While Title I has shown that Congress is able to promote more-equal educational opportunities for all, it’s still unclear whether Congress has the capacity to ensure that all of its education policies are implemented as intended."
Over the past two decades, each of the two parties in Congress has become more ideologically cohesive. As a result, party leaders have assumed more control over issues and agendas, and the power of committees and individual rank-and-file members has decreased. This means that there is often less room for dissent by individual members to affect legislation or for members to vote their consciences when their views veer from the party line.
Historically, many Republicans have supported robust and dynamic federal education reforms. However, after eight years of Republican leadership under President George W. Bush, who believed in a strong federal role in education, the pendulum of power in the Republican Party inside the Beltway has swung toward a much more limited federal role. House Republicans owe this split in large part to their takeover in 2010 by Tea Party groups. The fact that Tea Party activists were able to defeat Republican incumbents across the ideological spectrum in 2010 primaries is likely to make those who believe in even a modest federal role cautious about voting accordingly.
Republicans outside Washington see things somewhat differently. More recent federal policies, such as the Obama administration’s Race to the Top intitiative, have been embraced by high-profile outside-the-Beltway Republicans like former Gov. Jeb Bush of Florida and Gov. Mitch Daniels of Indiana. They also have the support of Republican-leaning groups at the federal level such as the U.S. Chamber of Commerce. So far in the 112th Congress, inside-the-Beltway Republicans have prevailed, even though paradoxically they have ignored the views of state and local leaders in the name of state rights and local control.

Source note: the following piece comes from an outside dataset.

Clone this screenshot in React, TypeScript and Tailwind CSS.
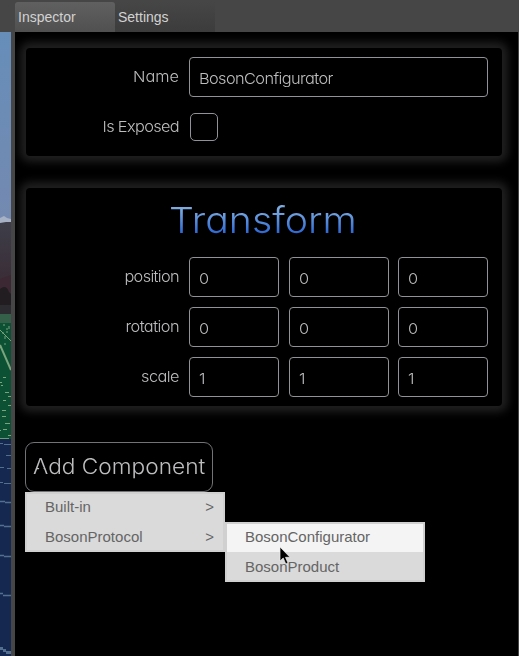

Traditionally, congressional Democrats took their cues from the two national teachers’ unions, the National Education Association and the American Federation of Teachers, the single biggest source of donations to their campaigns. There are now, however, two wings in the Democratic Party on education reform, and they differ on the mechanisms by and pace at which reform should take place. During the 2008 election season, Rep. George Miller, D-Calif., characterized this as a split between “incrementalists” and “disrupters.” Dianne Piché, a leading civil rights attorney, described it as a “fight for the heart and soul of the Democratic Party.”
This intraparty split emerged in 2008 when congressional Democrats attempted to suspend the accountability provisions of the ESEA. Democratic leaders in Congress assumed there was wide consensus within the party to do so. But civil rights groups upended those assumptions. Virtually every major civil rights group in the country rose up to oppose the amendment. We saw a similar effort vis-à-vis the ESEA markup by the Senate Democrats’ Health, Education, Labor, and Pensions Committee last year and the ESEA markup by the House Republicans’ Education and the Workforce Committee earlier this year.
The ESEA may, ultimately, present an opportunity for the next president to build a coalition of reformist Democrats and those Republicans who are generally supportive of some federal role in education reform, particularly in areas where Congress has shown the ability to be effective. But the other, increasingly more likely scenario is an alliance of incrementalist Democrats and states-rights Republicans advocating for a substantial scaling-back of federal requirements that have engendered positive change.
We believe the interests of students, and our nation as a whole, are most likely to be advanced if Congress ignores partisan politics and balances intraparty interests so that it can make policy in those areas—safeguarding and advancing equality of educational opportunity, setting goals and keeping score, and investing in research and development—where it has historically made the most dramatic and most positive difference.